SEE: Analyzing Operating Margins
These Are Still Not The Best Of Times
Investors have certainly gotten themselves excited by the prospect of lower input cost inflation and a valuation reset brought on by the Heinz deal. While those are both positives, let's not overlook a few challenging realities about the market today.
First, consumers are still feeling a pinch in their wallets and overall branded packaged food volume growth has been tracking below 1% as per Neilsen data. While a few names have been notably stronger than that – including McCormick, Hershey (NYSE:HSY), and Mondelez (Nasdaq:MDLZ), I'd be careful about assuming that consumers are back to the habit of buying up the brands they like irrespective of price.
Second, two of the company's targeted growth areas, dry dinners and frozen foods, are seeing a lot of turbulence. Companies like Nestle (OTC:NSRGY), ConAgra (NYSE:CAG), Heinz, and Kraft (Nasdaq:KRFT) have intensified their marketing efforts to gain/maintain share and volumes here have generally been weaker than the overall branded packaged food trends.
Last and not least, McCormick arguably still lacks ideal scale for its operations. It takes quite a lot of money and resources to compete globally (as well as to enter new categories), and it takes time to leverage those costs effectively. This doesn't make McCormick a bad company as it's return on capital and free cash flow (FCF) conversion are both pretty solid by industry standards, but it does mean margin leverage could be more distant than the bulls hope.
The Bottom Line
I have a hard time paying multiples more akin to stocks like Whitewave (NYSE:WWAV), Hain Celestial (Nasdaq:HAIN), and Annie's (Nasdaq:BNNY) for a company with McCormick's growth profile. True, the company's long history of solid cash flow generation and high market share do merit a premium, but we're now talking about valuations on par with (or in excess of) Hershey and Coca-Cola (NYSE:KO).

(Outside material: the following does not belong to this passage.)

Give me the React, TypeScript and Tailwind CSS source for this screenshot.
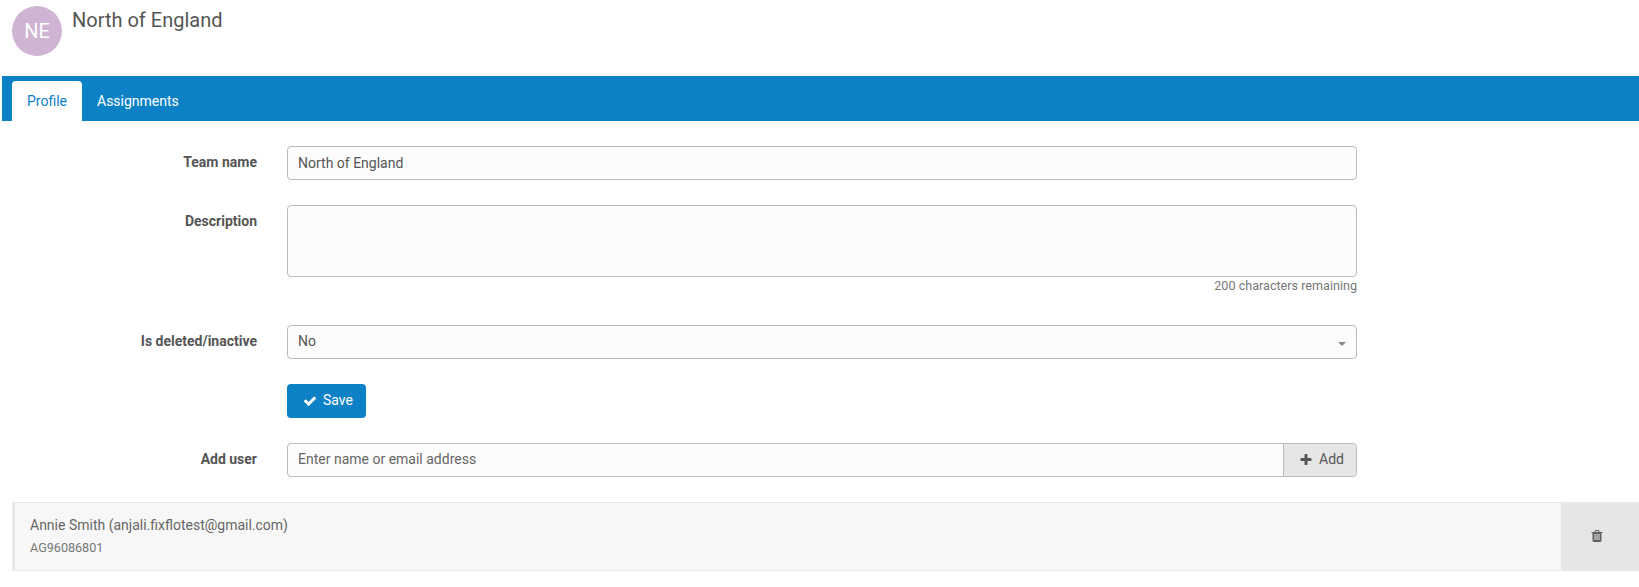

SEE: America’s Biggest Food Companies
I'm just not willing to bid that high for these shares, particularly when my discounted cash flow model (which assumes better than 5% long-term revenue growth and 8% free cash flow growth) suggests an expected annual return more on par with bonds than stocks. By no means does this mean that the shares can't go still higher, but today's valuation just looks much too rich for this investor.